• REQUEST
Leave out the pictures and copy every record exactly.

## START RECORD EXTRACTS

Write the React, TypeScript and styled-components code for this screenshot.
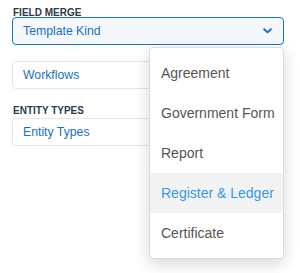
import * as React from 'react';
import styled, { createGlobalStyle } from 'styled-components';

const Global = createGlobalStyle`
    html, body {
        margin: 0;
        padding: 0;
        background: #fff;
        font-family: "Liberation Sans", Arial, sans-serif;
    }
`;

const Page = styled.div`
    width: 300px;
    height: 273px;
    box-sizing: border-box;
    padding: 8px 16px 0 12px;
    display: flex;
    flex-direction: column;
`;

const Label = styled.div<{ $top?: number }>`
    font-size: 10px;
    line-height: 9px;
    font-weight: 700;
    color: #2e3a4c;
    text-transform: uppercase;
    margin-top: ${p => p.$top || 0}px;
    margin-bottom: 0;
    padding-left: 1px;
`;

const SelectWrap = styled.div`
    position: relative;
    margin-top: 0;
`;

const Select = styled.div`
    height: 28px;
    box-sizing: border-box;
    border: 1px solid #1872d0;
    border-radius: 4px;
    background: #f5f8fb;
    display: flex;
    align-items: center;
    justify-content: space-between;
    padding: 0 11px 0 10px;
    color: #1a70c6;
    font-size: 12.25px;
`;

const Box = styled.div<{ $top?: number }>`
    height: 28px;
    box-sizing: border-box;
    border: 1px solid #e6e6e6;
    border-radius: 4px;
    background: #fff;
    display: flex;
    align-items: center;
    padding: 0 10px;
    color: #1a70c6;
    font-size: 12.25px;
    margin-top: ${p => p.$top || 0}px;
`;

const Menu = styled.ul`
    position: absolute;
    right: 0;
    top: calc(100% + 2px);
    width: 135px;
    box-sizing: border-box;
    margin: 0;
    padding: 5px 0;
    list-style: none;
    background: #fff;
    border: 1px solid #dcdcdc;
    border-radius: 4px;
    box-shadow: 0 5px 16px rgba(0, 0, 0, 0.16);
    z-index: 2;
`;

const Item = styled.li<{ $active?: boolean }>`
    height: 40px;
    display: flex;
    align-items: center;
    padding: 0 11px;
    font-size: 14px;
    color: ${p => (p.$active ? '#3399e8' : '#555')};
    background: ${p => (p.$active ? '#f3f3f3' : 'transparent')};
    white-space: nowrap;
`;

const Chevron = () => (
    <svg width="9" height="6" viewBox="0 0 9 6" fill="none">
        <path d="M1.2 1.2 L4.5 4.4 L7.8 1.2" stroke="#1a70c6" strokeWidth="2" strokeLinecap="round" strokeLinejoin="round" />
    </svg>
);

const options = ['Agreement', 'Government Form', 'Report', 'Register & Ledger', 'Certificate'];

export default function App() {
    return (
        <Page>
            <Global />
            <Label>Field Merge</Label>
            <SelectWrap>
                <Select>
                    <span>Template Kind</span>
                    <Chevron />
                </Select>
                <Menu>
                    {options.map(o => (
                        <Item key={o} $active={o === 'Register & Ledger'}>{o}</Item>
                    ))}
                </Menu>
            </SelectWrap>
            <Box $top={16}>Workflows</Box>
            <Label $top={17}>Entity Types</Label>
            <Box $top={3}>Entity Types</Box>
        </Page>
    );
}
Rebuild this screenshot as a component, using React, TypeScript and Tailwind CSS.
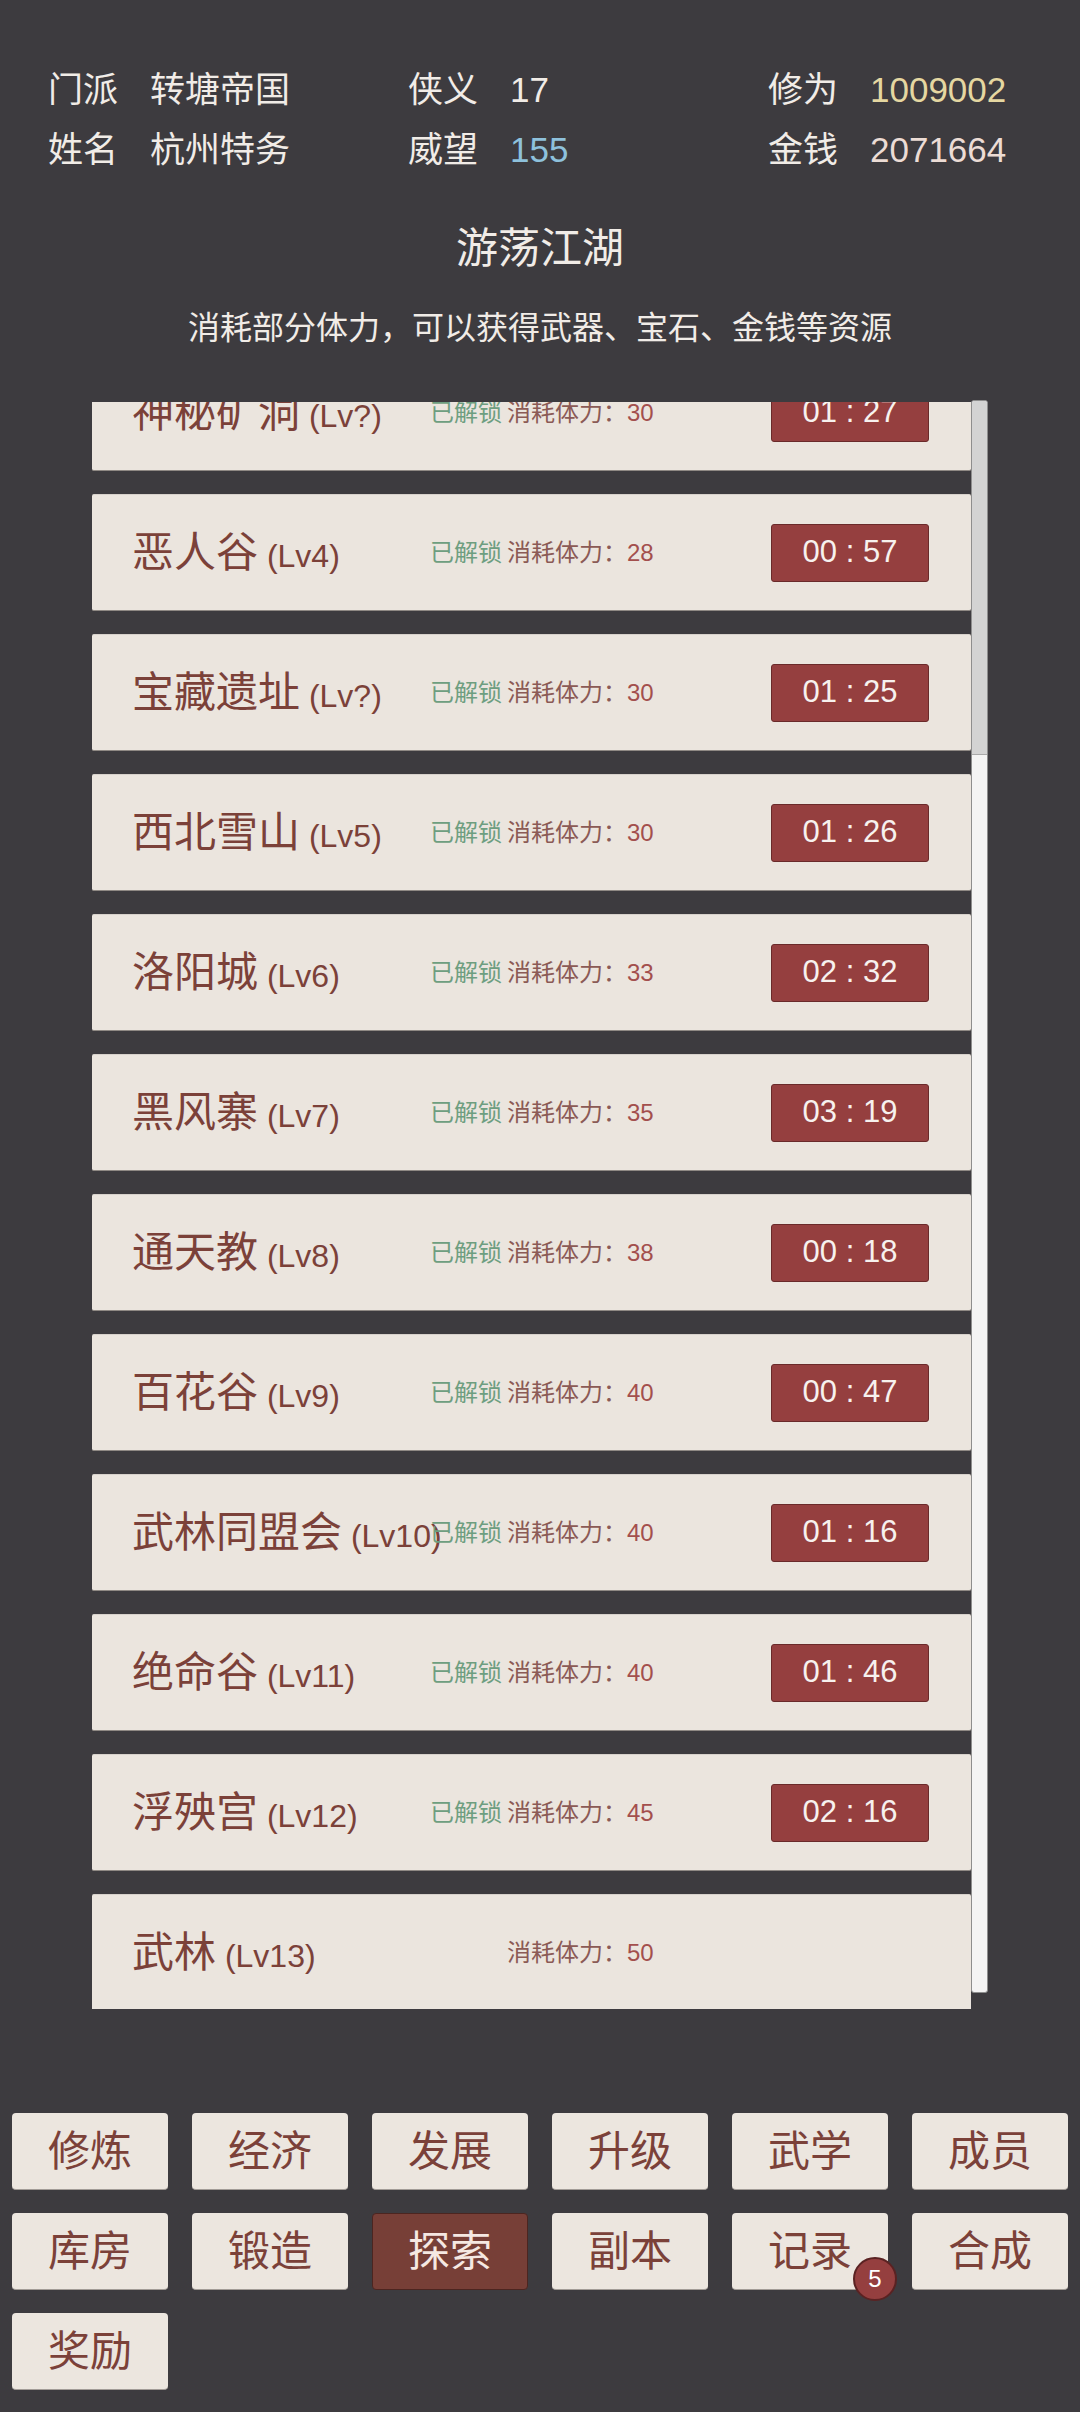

## END RECORD EXTRACTS

• FINAL RESULT
Write the React, TypeScript and styled-components code for this screenshot.
import * as React from 'react';
import styled, { createGlobalStyle } from 'styled-components';

const Global = createGlobalStyle`
    html, body {
        margin: 0;
        padding: 0;
        background: #fff;
        font-family: "Liberation Sans", Arial, sans-serif;
    }
`;

const Page = styled.div`
    width: 300px;
    height: 273px;
    box-sizing: border-box;
    padding: 8px 16px 0 12px;
    display: flex;
    flex-direction: column;
`;

const Label = styled.div<{ $top?: number }>`
    font-size: 10px;
    line-height: 9px;
    font-weight: 700;
    color: #2e3a4c;
    text-transform: uppercase;
    margin-top: ${p => p.$top || 0}px;
    margin-bottom: 0;
    padding-left: 1px;
`;

const SelectWrap = styled.div`
    position: relative;
    margin-top: 0;
`;

const Select = styled.div`
    height: 28px;
    box-sizing: border-box;
    border: 1px solid #1872d0;
    border-radius: 4px;
    background: #f5f8fb;
    display: flex;
    align-items: center;
    justify-content: space-between;
    padding: 0 11px 0 10px;
    color: #1a70c6;
    font-size: 12.25px;
`;

const Box = styled.div<{ $top?: number }>`
    height: 28px;
    box-sizing: border-box;
    border: 1px solid #e6e6e6;
    border-radius: 4px;
    background: #fff;
    display: flex;
    align-items: center;
    padding: 0 10px;
    color: #1a70c6;
    font-size: 12.25px;
    margin-top: ${p => p.$top || 0}px;
`;

const Menu = styled.ul`
    position: absolute;
    right: 0;
    top: calc(100% + 2px);
    width: 135px;
    box-sizing: border-box;
    margin: 0;
    padding: 5px 0;
    list-style: none;
    background: #fff;
    border: 1px solid #dcdcdc;
    border-radius: 4px;
    box-shadow: 0 5px 16px rgba(0, 0, 0, 0.16);
    z-index: 2;
`;

const Item = styled.li<{ $active?: boolean }>`
    height: 40px;
    display: flex;
    align-items: center;
    padding: 0 11px;
    font-size: 14px;
    color: ${p => (p.$active ? '#3399e8' : '#555')};
    background: ${p => (p.$active ? '#f3f3f3' : 'transparent')};
    white-space: nowrap;
`;

const Chevron = () => (
    <svg width="9" height="6" viewBox="0 0 9 6" fill="none">
        <path d="M1.2 1.2 L4.5 4.4 L7.8 1.2" stroke="#1a70c6" strokeWidth="2" strokeLinecap="round" strokeLinejoin="round" />
    </svg>
);

const options = ['Agreement', 'Government Form', 'Report', 'Register & Ledger', 'Certificate'];

export default function App() {
    return (
        <Page>
            <Global />
            <Label>Field Merge</Label>
            <SelectWrap>
                <Select>
                    <span>Template Kind</span>
                    <Chevron />
                </Select>
                <Menu>
                    {options.map(o => (
                        <Item key={o} $active={o === 'Register & Ledger'}>{o}</Item>
                    ))}
                </Menu>
            </SelectWrap>
            <Box $top={16}>Workflows</Box>
            <Label $top={17}>Entity Types</Label>
            <Box $top={3}>Entity Types</Box>
        </Page>
    );
}
Rebuild this screenshot as a component, using React, TypeScript and Tailwind CSS.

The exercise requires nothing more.